On the back of the Paris painting someone had signed it as K Carr. O’Neill told CTN that if someone tried to sign the front with acrylic, since the painting was oil, it would have just flaked off.
Zarky, who spent seven days a week doing volunteer work and participated in Multiple-Sclerosis Bike-a-thons, until she was 88, most likely bought it from someone who claimed to be the artist.
O’Neill is hoping that maybe one of Zarky’s neighbors knows where she purchased this painting, which might lead to the other 10 pieces of art that are still missing.
Obituary- Ella Zarky
Born in Manitowoc, Ella Zarky had a happy life; one of summer vacations swimming across nearby Pigeon Lake, piano lessons, volunteering during the war at Anshe Poale Zedek synagogue, and during college at the University of Wisconsin writing for the Octopus, the campus humor magazine.
Moving to southern California for a fresh start, Ella filled the ensuing decades as a teacher, fundraiser, volunteer and friend. For many years, she taught English at Venice High School, and later ESL to immigrants trying to make their way in America. Assisting people in need was something she had first learned from her father, who had himself arrived in Two Rivers, Wisconsin, as a child refugee fleeing Czarist Russia. She also absorbed the example of her mother, whom she joined at the synagogue to help assemble care packages for Jews trapped in the Soviet Union.
Single until her mid-30s a remarkable independence for her era Ella was eventually married and widowed twice. Her first husband was Irv Chernuchin, with whom she worked at his belt company. Her second was Hilbert Zarky, a highly accomplished attorney who during the Roosevelt years had argued cases before the U.S. Supreme Court.
After retiring, Ella devoted herself to volunteer work, usually seven days a week.

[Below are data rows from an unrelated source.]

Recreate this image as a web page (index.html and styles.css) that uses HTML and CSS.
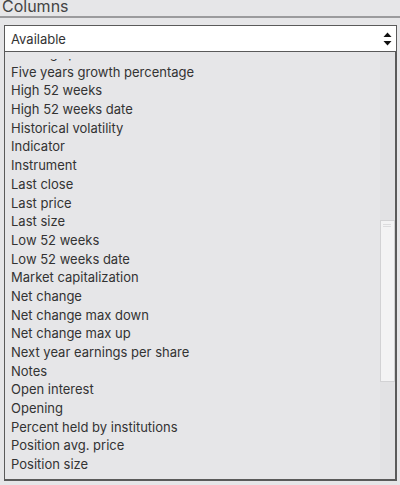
FILE: index.html
```html
<!DOCTYPE html>
<html lang="en">
  <head>
    <meta charset="UTF-8" />
    <title>Columns</title>
    <link rel="stylesheet" href="styles.css">
  </head>
  <body>
    <div class="title">Columns</div>

    <div class="panel">
      <div class="select">
        <span>Available</span>
        <span class="arrows">
          <svg width="9" height="18" viewBox="0 0 9 18">
            <path d="M0.5 7 L4.5 2.5 L8.5 7 Z" fill="#111" />
            <path d="M0.5 11 L4.5 15.5 L8.5 11 Z" fill="#111" />
          </svg>
        </span>
      </div>

      <div class="list">
        <div class="viewport">
          <div class="items">
            <div class="item">Earnings per share</div>
            <div class="item">Five years growth percentage</div>
            <div class="item">High 52 weeks</div>
            <div class="item">High 52 weeks date</div>
            <div class="item">Historical volatility</div>
            <div class="item">Indicator</div>
            <div class="item">Instrument</div>
            <div class="item">Last close</div>
            <div class="item">Last price</div>
            <div class="item">Last size</div>
            <div class="item">Low 52 weeks</div>
            <div class="item">Low 52 weeks date</div>
            <div class="item">Market capitalization</div>
            <div class="item">Net change</div>
            <div class="item">Net change max down</div>
            <div class="item">Net change max up</div>
            <div class="item">Next year earnings per share</div>
            <div class="item">Notes</div>
            <div class="item">Open interest</div>
            <div class="item">Opening</div>
            <div class="item">Percent held by institutions</div>
            <div class="item">Position avg. price</div>
            <div class="item">Position size</div>
          </div>
        </div>
        <!-- fake scrollbar -->
        <div class="scrollbar">
          <div class="thumb"></div>
        </div>
      </div>
    </div>
  </body>
</html>
```

FILE: styles.css
```css
body {
  margin: 0;
  background-color: #e6e6e8;
  font-family: Inter, "DejaVu Sans", sans-serif;
  color: #333;
  width: 400px;
  height: 485px;
  overflow: hidden;
}

.title {
  font-size: 16px;
  line-height: 16px;
  margin-top: -2px;
  padding-left: 2px;
  height: 20px;
  border-bottom: 2px solid #9b9b9d;
  box-sizing: border-box;
  color: #444;
}

.panel {
  padding: 7px 3px 0 4px;
}

.select {
  display: flex;
  align-items: center;
  justify-content: space-between;
  height: 27px;
  box-sizing: border-box;
  border: 1px solid #5a5a5a;
  background-color: #fff;
  padding: 0 4px 0 6px;
  font-size: 13px;
}

.arrows {
  display: flex;
}

.list {
  display: flex;
  height: 429px;
  box-sizing: border-box;
  border: 1px solid #5a5a5a;
  border-top: none;
  border-right-width: 2px;
  border-bottom-width: 2px;
  overflow: hidden;
}

/* the visible part of the scrolled list starts a bit below the select */
.viewport {
  flex: 1;
  margin-top: 7px;
  overflow: hidden;
}

.items {
  margin-top: -15px;
  font-size: 13px;
}

.item {
  height: 18.7px;
  line-height: 18.7px;
  padding-left: 6px;
  white-space: nowrap;
}

.scrollbar {
  width: 15px;
  background-color: #e2e2e4;
  padding-top: 168px;
}

.thumb {
  width: 13px;
  height: 160px;
  background-color: #f3f3f4;
  border: 1px solid #d2d2d4;
  background-image: linear-gradient(#dcdcde, #dcdcde), linear-gradient(#dcdcde, #dcdcde);
  background-size: 8px 1px, 8px 1px;
  background-position: 2px 3px, 2px 5px;
  background-repeat: no-repeat;
}
```
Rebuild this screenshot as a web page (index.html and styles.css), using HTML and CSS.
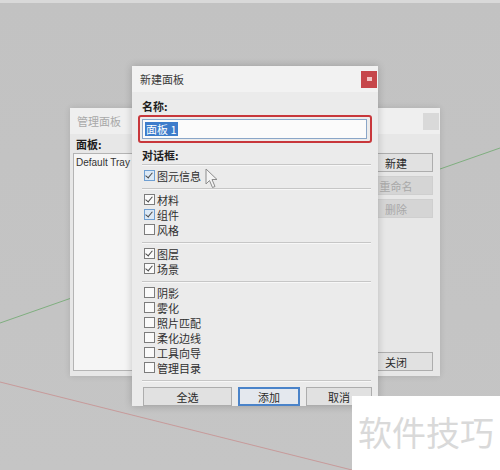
FILE: index.html
```html
<!DOCTYPE html>
<html lang="zh-CN">
<head>
<meta charset="utf-8">
<title>新建面板</title>
<link rel="stylesheet" href="styles.css">
</head>
<body>
<div class="desktop">
  <div class="top-strip"></div>

  <!-- model axes behind the windows -->
  <svg class="axes" width="500" height="470" viewBox="0 0 500 470">
    <line x1="0" y1="323" x2="500" y2="148" stroke="#7fae7f" stroke-width="1"/>
    <line x1="0" y1="382" x2="360" y2="472" stroke="#c79a9a" stroke-width="1"/>
  </svg>

  <!-- 管理面板 window -->
  <div class="win win-manage">
    <div class="titlebar titlebar-dim">
      <span class="title">管理面板</span>
      <span class="close-dim"></span>
    </div>
    <div class="manage-body">
      <div class="manage-left">
        <div class="label-bold">面板:</div>
        <div class="listbox"><div class="list-item">Default Tray</div></div>
      </div>
      <div class="manage-right">
        <div class="side-btns">
          <div class="btn side-btn">新建</div>
          <div class="btn side-btn disabled">重命名</div>
          <div class="btn side-btn disabled">删除</div>
        </div>
        <div class="btn side-btn">关闭</div>
      </div>
    </div>
  </div>

  <!-- 新建面板 window -->
  <div class="win win-new">
    <div class="titlebar">
      <span class="title">新建面板</span>
      <span class="close-red"><span class="close-mark"></span></span>
    </div>
    <div class="new-body">
      <div class="label-bold name-label">名称:</div>
      <div class="field-ring">
        <div class="field"><span class="sel">面板 1</span></div>
      </div>
      <div class="label-bold dlg-label">对话框:</div>

      <div class="sep"></div>
      <div class="group">
        <div class="row"><span class="cb on hot"></span>图元信息</div>
      </div>
      <div class="sep"></div>
      <div class="group">
        <div class="row"><span class="cb on"></span>材料</div>
        <div class="row"><span class="cb on hot"></span>组件</div>
        <div class="row"><span class="cb"></span>风格</div>
      </div>
      <div class="sep"></div>
      <div class="group">
        <div class="row"><span class="cb on"></span>图层</div>
        <div class="row"><span class="cb on"></span>场景</div>
      </div>
      <div class="sep"></div>
      <div class="group">
        <div class="row"><span class="cb"></span>阴影</div>
        <div class="row"><span class="cb"></span>雾化</div>
        <div class="row"><span class="cb"></span>照片匹配</div>
        <div class="row"><span class="cb"></span>柔化边线</div>
        <div class="row"><span class="cb"></span>工具向导</div>
        <div class="row"><span class="cb"></span>管理目录</div>
      </div>
      <div class="sep"></div>

      <div class="btn-row">
        <div class="btn b-all">全选</div>
        <div class="btn b-add">添加</div>
        <div class="btn b-cancel">取消</div>
      </div>
    </div>
  </div>

  <!-- mouse pointer -->
  <svg class="pointer" width="14" height="21" viewBox="0 0 14 21">
    <path d="M1 1 L1 16 L4.5 12.5 L7.5 19.5 L10 18.5 L7 11.5 L12 11.5 Z" fill="#f4f4f4" stroke="#8c8c8c" stroke-width="1" stroke-linejoin="round"/>
  </svg>

  <div class="stamp">软件技巧</div>
</div>
</body>
</html>
```
FILE: styles.css
```css
* { box-sizing: border-box; }

html, body {
  margin: 0;
  padding: 0;
}

body {
  width: 500px;
  height: 470px;
  overflow: hidden;
  font-family: "Noto Sans CJK SC", "Noto Sans", sans-serif;
  font-size: 11px;
  color: #2a2a2a;
}

.desktop {
  position: relative;
  width: 500px;
  height: 470px;
  background: linear-gradient(#c2c2c2, #c5c5c5);
}

.top-strip {
  height: 3px;
  background: #d9d9d9;
}

.axes {
  position: absolute;
  left: 0;
  top: 0;
}

/* ---------- windows ---------- */
.win {
  position: absolute;
  display: flex;
  flex-direction: column;
}

.titlebar {
  height: 26px;
  flex: none;
  display: flex;
  align-items: center;
  justify-content: space-between;
  background: #f2f2f2;
  padding: 0 1px 0 8px;
}

.title {
  line-height: 14px;
  color: #3a3a3a;
}

.label-bold {
  font-weight: 700;
  line-height: 14px;
  color: #1e1e1e;
}

.btn {
  display: flex;
  align-items: center;
  justify-content: center;
  height: 19px;
  background: #e1e1e1;
  border: 1px solid #adadad;
  line-height: 14px;
  color: #2a2a2a;
}

/* ---------- 管理面板 ---------- */
.win-manage {
  left: 70px;
  top: 108px;
  width: 370px;
  height: 268px;
  background: #e7e7e7;
  box-shadow: 0 0 6px rgba(0, 0, 0, 0.12);
}

.titlebar-dim {
  background: #efefef;
  padding: 0 1px 0 7px;
}

.titlebar-dim .title {
  color: #a9a9a9;
}

.close-dim {
  width: 16px;
  height: 17px;
  background: #d9d9d9;
}

.manage-body {
  flex: 1;
  display: flex;
  justify-content: space-between;
  padding: 2px 7px 5px 3px;
}

.manage-left {
  display: flex;
  flex-direction: column;
}

.manage-left .label-bold {
  padding-left: 3px;
  margin-top: 1px;
}

.listbox {
  margin-top: 2px;
  width: 110px;
  flex: 1;
  background: #f5f5f5;
  border: 1px solid #b4b4b4;
  padding: 2px 2px;
}

.list-item {
  font-family: "Liberation Sans", Arial, sans-serif;
  font-size: 10px;
  line-height: 14px;
  color: #333;
}

.manage-right {
  display: flex;
  flex-direction: column;
  justify-content: space-between;
  padding-top: 17px;
}

.side-btns {
  display: flex;
  flex-direction: column;
  gap: 4px;
}

.side-btn {
  width: 74px;
}

.side-btn.disabled {
  background: #d5d5d5;
  border-color: #cfcfcf;
  color: #a8a8a8;
}

/* ---------- 新建面板 ---------- */
.win-new {
  left: 132px;
  top: 66px;
  width: 246px;
  height: 340px;
  background: #ebebeb;
  box-shadow: 0 0 8px rgba(0, 0, 0, 0.2);
}

.close-red {
  width: 16px;
  height: 17px;
  background: #c6464a;
  display: flex;
  align-items: center;
  justify-content: center;
}

.close-mark {
  width: 5px;
  height: 4px;
  background: #f3c4c4;
}

.new-body {
  flex: 1;
  display: flex;
  flex-direction: column;
  padding: 7px 6px 0 6px;
}

.name-label {
  padding-left: 4px;
}

.field-ring {
  margin-top: 2px;
  height: 28px;
  border: 2px solid #c8373b;
  border-radius: 3px;
  padding: 2px 3px 2px 2px;
  background: #ececec;
}

.field {
  height: 100%;
  background: #fbfbfb;
  border: 1px solid #8aa6c8;
  display: flex;
  align-items: center;
  padding-left: 2px;
}

.sel {
  background: #3d7ccb;
  color: #fff;
  line-height: 14px;
  padding: 0 1px;
}

.dlg-label {
  margin-top: 5px;
  padding-left: 4px;
}

.sep {
  margin: 2px 1px 0 4px;
  height: 2px;
  border-top: 1px solid #c6c6c6;
  border-bottom: 1px solid #f7f7f7;
}

.group {
  padding: 2px 0 3px 6px;
  display: flex;
  flex-direction: column;
}

.row {
  height: 15px;
  display: flex;
  align-items: center;
  gap: 2px;
  line-height: 14px;
  color: #2f2f2f;
}

.cb {
  position: relative;
  width: 11px;
  height: 11px;
  flex: none;
  border: 1px solid #7c7c7c;
  background: #fafafa;
}

.cb.hot {
  border-color: #6f9fd2;
  background: #dce9f6;
}

/* tick inside a checked box */
.cb.on::after {
  content: "";
  position: absolute;
  left: 2px;
  top: 0px;
  width: 3px;
  height: 6px;
  border-right: 1.5px solid #4a4a4a;
  border-bottom: 1.5px solid #4a4a4a;
  transform: rotate(40deg);
}

.btn-row {
  margin-top: 5px;
  display: flex;
  gap: 6px;
  padding-left: 5px;
}

.b-all { width: 89px; }

.b-add {
  width: 62px;
  border: 2px solid #4a83c9;
  background: #e4e8ee;
}

.b-cancel { width: 66px; }

/* ---------- overlay bits ---------- */
.pointer {
  position: absolute;
  left: 205px;
  top: 168px;
}

.stamp {
  position: absolute;
  left: 352px;
  top: 396px;
  width: 148px;
  height: 74px;
  background: #ffffff;
  color: #d9d9d9;
  font-size: 34px;
  line-height: 40px;
  padding: 16px 0 0 6px;
  white-space: nowrap;
}
```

She collected food from local bakeries which she distributed to homeless people, along with surplus government blankets, thousands of socks, second-hand clothing, toiletries, books and whatever other necessities she could find, finagle or wrangle. Despite the dangerous reputation of LA’s homeless encampments, Ella showed no fear in carrying out her humanitarian work she was on a mission, and she went where she was needed most.
Ella also was a longtime fundraiser for Jewish causes, as well as for research into Multiple Sclerosis, a disease that afflicted her niece and nephew, Jill and Mike Sigman. Relentless in pursuit of pledges for her annual participation in MS bike-a-thons, Ella eventually raised more than $145,000 for the National MS Society, before finally completing her last race at age 88.
In 2021, in recognition of her public service, Ella was honored at the MS Society of Southern California’s “Dinner of Champions,” where she was presented with its prestigious Impact Award. Similarly, the Del Rey Yacht Club long a locus of her social life established the Ella Zarky Distinguished Community Service Award, and the Mariners Outreach Foundation created the Ella Zarky Venice High School Scholarship. Despite such public recognition, Ella remained humble to the last, but never soft. Told once that the homeless people to whom she gave canned food might lack can openers, she snapped: “They’ll find one!”
On July 6, in declining health but just a day after her weekly yoga class, Ella passed away in her sleep. A month shy of her 99th birthday, she died just as she had lived on her own terms.
Ella Zarky is survived by her brother Leon Sigman of Manitowoc, her nephew Mike Sigman and his wife Kelly of La Crosse, her nephew Howard Sigman and his wife Ellen of Paramus, NJ their daughter Jenna, as well as many cousins. Contributions in Ella’s memory may be directed to the National Multiple Sclerosis Society.


Ella was a neighbor for many years. Kind, compassionate, engaged. She helped make the Palisades special. We miss her.